(TO BE DONE)
The entire listing is to be repeated verbatim.
▬▬▬
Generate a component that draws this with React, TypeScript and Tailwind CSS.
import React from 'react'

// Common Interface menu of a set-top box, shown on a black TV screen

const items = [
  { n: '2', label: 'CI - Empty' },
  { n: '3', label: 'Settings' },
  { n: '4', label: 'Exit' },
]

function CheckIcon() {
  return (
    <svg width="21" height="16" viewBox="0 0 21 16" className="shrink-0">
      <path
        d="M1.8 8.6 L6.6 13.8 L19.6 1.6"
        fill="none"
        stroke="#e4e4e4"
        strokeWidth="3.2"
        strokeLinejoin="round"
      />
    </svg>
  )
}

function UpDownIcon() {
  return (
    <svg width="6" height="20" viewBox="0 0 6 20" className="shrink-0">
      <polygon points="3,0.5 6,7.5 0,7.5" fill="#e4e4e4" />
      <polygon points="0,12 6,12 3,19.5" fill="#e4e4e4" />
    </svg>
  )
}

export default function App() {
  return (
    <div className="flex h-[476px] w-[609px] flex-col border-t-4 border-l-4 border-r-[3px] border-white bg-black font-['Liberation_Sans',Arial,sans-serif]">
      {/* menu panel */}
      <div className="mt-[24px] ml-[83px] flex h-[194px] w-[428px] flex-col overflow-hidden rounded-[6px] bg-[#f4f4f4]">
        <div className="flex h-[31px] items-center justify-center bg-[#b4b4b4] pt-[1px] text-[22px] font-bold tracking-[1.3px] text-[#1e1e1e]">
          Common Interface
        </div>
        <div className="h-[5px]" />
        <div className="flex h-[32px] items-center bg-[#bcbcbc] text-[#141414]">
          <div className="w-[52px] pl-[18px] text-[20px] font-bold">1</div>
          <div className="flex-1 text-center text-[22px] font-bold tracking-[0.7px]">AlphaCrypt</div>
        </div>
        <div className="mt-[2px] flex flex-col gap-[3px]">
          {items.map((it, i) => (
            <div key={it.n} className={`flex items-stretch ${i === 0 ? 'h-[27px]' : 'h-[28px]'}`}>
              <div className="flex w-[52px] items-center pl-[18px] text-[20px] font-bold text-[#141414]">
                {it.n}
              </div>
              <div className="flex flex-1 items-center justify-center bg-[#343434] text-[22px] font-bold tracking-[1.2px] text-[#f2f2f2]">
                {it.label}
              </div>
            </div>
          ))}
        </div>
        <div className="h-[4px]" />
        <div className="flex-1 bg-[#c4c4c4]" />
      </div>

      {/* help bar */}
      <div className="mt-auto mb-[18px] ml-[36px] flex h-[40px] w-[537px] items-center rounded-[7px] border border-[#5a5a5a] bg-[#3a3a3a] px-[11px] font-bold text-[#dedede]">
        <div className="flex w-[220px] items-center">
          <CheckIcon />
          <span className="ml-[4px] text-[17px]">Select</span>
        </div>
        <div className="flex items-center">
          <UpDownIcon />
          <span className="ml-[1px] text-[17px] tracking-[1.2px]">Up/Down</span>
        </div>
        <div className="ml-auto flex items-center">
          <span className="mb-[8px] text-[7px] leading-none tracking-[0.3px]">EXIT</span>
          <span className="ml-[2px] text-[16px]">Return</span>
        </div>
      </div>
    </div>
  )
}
▬▬▬
(FINISHED TASK)
Generate a component that draws this with React, TypeScript and Tailwind CSS.
import React from 'react'

// Common Interface menu of a set-top box, shown on a black TV screen

const items = [
  { n: '2', label: 'CI - Empty' },
  { n: '3', label: 'Settings' },
  { n: '4', label: 'Exit' },
]

function CheckIcon() {
  return (
    <svg width="21" height="16" viewBox="0 0 21 16" className="shrink-0">
      <path
        d="M1.8 8.6 L6.6 13.8 L19.6 1.6"
        fill="none"
        stroke="#e4e4e4"
        strokeWidth="3.2"
        strokeLinejoin="round"
      />
    </svg>
  )
}

function UpDownIcon() {
  return (
    <svg width="6" height="20" viewBox="0 0 6 20" className="shrink-0">
      <polygon points="3,0.5 6,7.5 0,7.5" fill="#e4e4e4" />
      <polygon points="0,12 6,12 3,19.5" fill="#e4e4e4" />
    </svg>
  )
}

export default function App() {
  return (
    <div className="flex h-[476px] w-[609px] flex-col border-t-4 border-l-4 border-r-[3px] border-white bg-black font-['Liberation_Sans',Arial,sans-serif]">
      {/* menu panel */}
      <div className="mt-[24px] ml-[83px] flex h-[194px] w-[428px] flex-col overflow-hidden rounded-[6px] bg-[#f4f4f4]">
        <div className="flex h-[31px] items-center justify-center bg-[#b4b4b4] pt-[1px] text-[22px] font-bold tracking-[1.3px] text-[#1e1e1e]">
          Common Interface
        </div>
        <div className="h-[5px]" />
        <div className="flex h-[32px] items-center bg-[#bcbcbc] text-[#141414]">
          <div className="w-[52px] pl-[18px] text-[20px] font-bold">1</div>
          <div className="flex-1 text-center text-[22px] font-bold tracking-[0.7px]">AlphaCrypt</div>
        </div>
        <div className="mt-[2px] flex flex-col gap-[3px]">
          {items.map((it, i) => (
            <div key={it.n} className={`flex items-stretch ${i === 0 ? 'h-[27px]' : 'h-[28px]'}`}>
              <div className="flex w-[52px] items-center pl-[18px] text-[20px] font-bold text-[#141414]">
                {it.n}
              </div>
              <div className="flex flex-1 items-center justify-center bg-[#343434] text-[22px] font-bold tracking-[1.2px] text-[#f2f2f2]">
                {it.label}
              </div>
            </div>
          ))}
        </div>
        <div className="h-[4px]" />
        <div className="flex-1 bg-[#c4c4c4]" />
      </div>

      {/* help bar */}
      <div className="mt-auto mb-[18px] ml-[36px] flex h-[40px] w-[537px] items-center rounded-[7px] border border-[#5a5a5a] bg-[#3a3a3a] px-[11px] font-bold text-[#dedede]">
        <div className="flex w-[220px] items-center">
          <CheckIcon />
          <span className="ml-[4px] text-[17px]">Select</span>
        </div>
        <div className="flex items-center">
          <UpDownIcon />
          <span className="ml-[1px] text-[17px] tracking-[1.2px]">Up/Down</span>
        </div>
        <div className="ml-auto flex items-center">
          <span className="mb-[8px] text-[7px] leading-none tracking-[0.3px]">EXIT</span>
          <span className="ml-[2px] text-[16px]">Return</span>
        </div>
      </div>
    </div>
  )
}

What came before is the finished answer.